The economics of the workforce prevent it:
Last I checked, we work for money. The value of every employee category is measured by the same parameters we learned in Economics 101; price (or in this case, salary) is driven by supply and demand. Barring government interference, the market is quite efficient at determining the value of an employee. If any particular
employee category is imbalanced, organic market forces take over and reset in a relatively short time. For example, if there is a shortage of farm workers and the demand remains the same, salaries will go up and
employees who would have otherwise gone into another profession might consider farm work until the balance is met. As this is occurring another profession is losing potential employees so over time the same will happen…and on and on.
Overseas Outsourcing actually creates a glut in some categories:
Whether it’s manufacturing, customer support, legal assistance, collections, etc., we all know highly skilled, talented individuals who have been displaced by companies outsourcing these functions overseas to a
cheaper labor market.
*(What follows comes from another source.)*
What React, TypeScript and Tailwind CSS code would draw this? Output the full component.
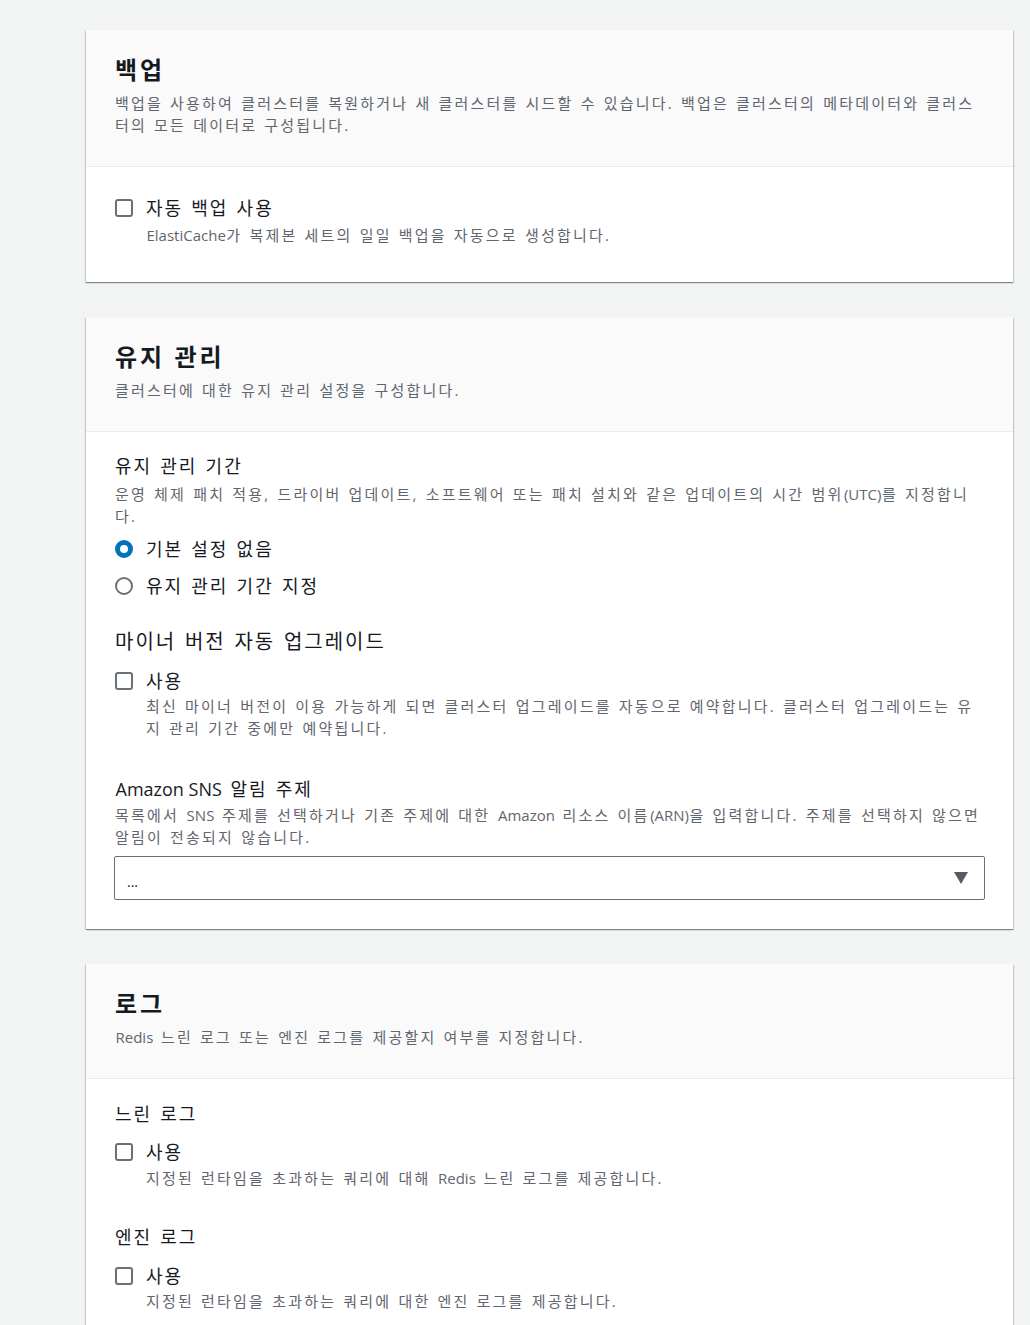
import { type FC, type ReactNode } from 'react';

const font = { fontFamily: '"Open Sans", "Noto Sans CJK KR", sans-serif' };

// Korean runs are spaced out to match the reference; [Latin] runs keep normal spacing
const Txt: FC<{ text: string; ko: string }> = ({ text, ko }) => (
    <>
        {text.split(/\[(.*?)\]/).map((part, i) =>
            part === '' ? null : (
                <span key={i} className={i % 2 ? 'inline-block mx-[0.5px] tracking-normal' : ko}>
                    {part}
                </span>
            )
        )}
    </>
);

const descKo = 'tracking-[2.2px] [word-spacing:1px]';
const labelKo = 'tracking-[2px] [word-spacing:1.5px]';
const descCls = 'text-[15px] leading-[22px] text-[#5f666f]';
const labelCls = 'text-[18px] leading-[26px] text-[#16191f]';

// each line is laid out on its own so the breaks fall where the reference has them
const Desc: FC<{ lines: string[]; className?: string }> = ({ lines, className = '' }) => (
    <div className={`flex flex-col ${descCls} ${className}`}>
        {lines.map((l, i) => (
            <span key={i} className="whitespace-nowrap">
                <Txt text={l} ko={descKo} />
            </span>
        ))}
    </div>
);

const Label: FC<{ text: string; className?: string }> = ({ text, className = '' }) => (
    <p className={`${labelCls} ${className}`}>
        <Txt text={text} ko={labelKo} />
    </p>
);

const Checkbox: FC = () => (
    <span className="mt-[4px] h-[18px] w-[18px] shrink-0 rounded-[3px] border-2 border-[#687078] bg-white"></span>
);

const Radio: FC<{ checked?: boolean }> = ({ checked }) =>
    checked ? (
        <span className="mt-[4px] h-[18px] w-[18px] shrink-0 rounded-full border-[5px] border-[#0073bb] bg-white"></span>
    ) : (
        <span className="mt-[4px] h-[18px] w-[18px] shrink-0 rounded-full border-2 border-[#687078] bg-white"></span>
    );

const CheckRow: FC<{ label: string; desc: string[]; gap?: string }> = ({ label, desc, gap = 'mt-0' }) => (
    <div className="flex gap-[13px]">
        <Checkbox />
        <div className="flex flex-col">
            <Label text={label} />
            <Desc lines={desc} className={gap} />
        </div>
    </div>
);

const Card: FC<{ title: string; desc: string[]; children: ReactNode; bodyClass: string }> = ({ title, desc, children, bodyClass }) => (
    <section className="w-[927px] bg-white shadow-[0_1px_1px_0_rgba(0,28,36,0.3),1px_1px_1px_0_rgba(0,28,36,0.15),-1px_1px_1px_0_rgba(0,28,36,0.15)]">
        <header className="flex flex-col gap-[7px] border-b border-[#eaeded] bg-[#fafafa] px-[29px] pt-[25px] pb-[30px]">
            <h2 className="text-[24px] font-bold leading-[30px] tracking-[3px] text-[#16191f]">{title}</h2>
            <Desc lines={desc} />
        </header>
        <div className={`flex flex-col px-[29px] ${bodyClass}`}>{children}</div>
    </section>
);

export default function App() {
    return (
        <div style={font} className="min-h-[1325px] bg-[#f2f3f3] pl-[86px] pt-[30px] pb-[40px]">
            <div className="flex flex-col gap-[35px]">
                <Card
                    title="백업"
                    desc={[
                        '백업을 사용하여 클러스터를 복원하거나 새 클러스터를 시드할 수 있습니다. 백업은 클러스터의 메타데이터와 클러스',
                        '터의 모든 데이터로 구성됩니다.',
                    ]}
                    bodyClass="pt-[28px] pb-[36px]"
                >
                    <CheckRow label="자동 백업 사용" desc={['[ElastiCache]가 복제본 세트의 일일 백업을 자동으로 생성합니다.']} gap="mt-[3px]" />
                </Card>

                <Card title="유지 관리" desc={['클러스터에 대한 유지 관리 설정을 구성합니다.']} bodyClass="pt-[21px] pb-[29px]">
                    <Label text="유지 관리 기간" />
                    <Desc
                        className="mt-[4px]"
                        lines={['운영 체제 패치 적용, 드라이버 업데이트, 소프트웨어 또는 패치 설치와 같은 업데이트의 시간 범위[(UTC)]를 지정합니', '다.']}
                    />
                    <div className="mt-[9px] flex flex-col gap-[11px]">
                        <div className="flex gap-[13px]">
                            <Radio checked />
                            <Label text="기본 설정 없음" />
                        </div>
                        <div className="flex gap-[13px]">
                            <Radio />
                            <Label text="유지 관리 기간 지정" />
                        </div>
                    </div>

                    <Label className="mt-[30px] !text-[20px]" text="마이너 버전 자동 업그레이드" />
                    <div className="mt-[13px]">
                        <CheckRow
                            label="사용"
                            desc={[
                                '최신 마이너 버전이 이용 가능하게 되면 클러스터 업그레이드를 자동으로 예약합니다. 클러스터 업그레이드는 유',
                                '지 관리 기간 중에만 예약됩니다.',
                            ]}
                            gap="mt-[1px]"
                        />
                    </div>

                    <Label className="mt-[37px]" text="[Amazon SNS] 알림 주제" />
                    <Desc
                        className="mt-[2px]"
                        lines={[
                            '목록에서 [SNS] 주제를 선택하거나 기존 주제에 대한 [Amazon] 리소스 이름[(ARN)]을 입력합니다. 주제를 선택하지 않으면',
                            '알림이 전송되지 않습니다.',
                        ]}
                    />
                    <div className="mt-[8px] flex h-[44px] w-[871px] -ml-[1px] items-center justify-between rounded-[2px] border border-[#687078] bg-white pl-[12px] pr-[16px]">
                        <span className="pt-[6px] text-[14px] text-[#16191f]">...</span>
                        <svg width="14" height="12" viewBox="0 0 14 12">
                            <path d="M0 0 H14 L7 12 Z" fill="#545b64" />
                        </svg>
                    </div>
                </Card>

                <Card title="로그" desc={['[Redis] 느린 로그 또는 엔진 로그를 제공할지 여부를 지정합니다.']} bodyClass="pt-[22px] pb-[30px]">
                    <Label text="느린 로그" />
                    <div className="mt-[12px]">
                        <CheckRow label="사용" desc={['지정된 런타임을 초과하는 쿼리에 대해 [Redis] 느린 로그를 제공합니다.']} gap="mt-[2px]" />
                    </div>
                    <Label className="mt-[35px]" text="엔진 로그" />
                    <div className="mt-[13px]">
                        <CheckRow label="사용" desc={['지정된 런타임을 초과하는 쿼리에 대한 엔진 로그를 제공합니다.']} gap="mt-[1px]" />
                    </div>
                </Card>
            </div>
        </div>
    );
}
In these categories a glut of qualified talent has actually driven salaries down and
they will remain so until the market is able to absorb the inventory. But they still are qualified.
So why do efficient and competent recruiters in a balanced capitalistic environment feel there is a shortage of qualified candidates? Answer: the number of qualified candidates has always and will always remain relatively steady; it’s simply the number of resumes one must sift through to reach that candidate that gives the
appearance of a qualified candidate shortage.
Blame email and the Internet?
Before the Internet: If you were an active job seeker before the Internet you would first buy the (insert city here) Sunday Times, pull out the massive employment section, pour a large cup of coffee and start circling. Then you would have to type each individual cover letter and either head to the post office or march to the
nearest Kinko’s and start faxing, which in those days got quite expensive.
In this ancient time recruiters needed to spend years developing their contacts and maintaining their Rolodex. They would spend hours on the phone going from department to department trying to convince gatekeepers to give them viable information to build a somewhat reliable org chart.
After the Internet: In an instant the ease with which one could acquire information, find jobs and apply removed all traditional barriers that required significant applicant effort. With one click job seekers could apply to hundreds of jobs all before the 12 pm pregame. Click away!
The advancement of technology and social networks now allow recruiters to build entire org charts in a matter of hours. No need to pretend you were the editor of CFO today and were interested in writing an article about your controller, “What is his name, again”?
Conclusion:
You can't blame the machine or technology. Job seekers have always inherently known if they are qualified for a particular position. But with the barriers removed, why not give it a shot? Job seekers send their resumes to
jobs they are unqualified for because they can. They do so in the hopes that the recipient may have something
else they are working on where they are qualified. This volume then dilutes the number of qualified candidates
but doesn’t change their numbers.
So it’s not that there is a shortage of qualified candidates, it just feels that way.
Keep plugging away, the qualified candidates are out there!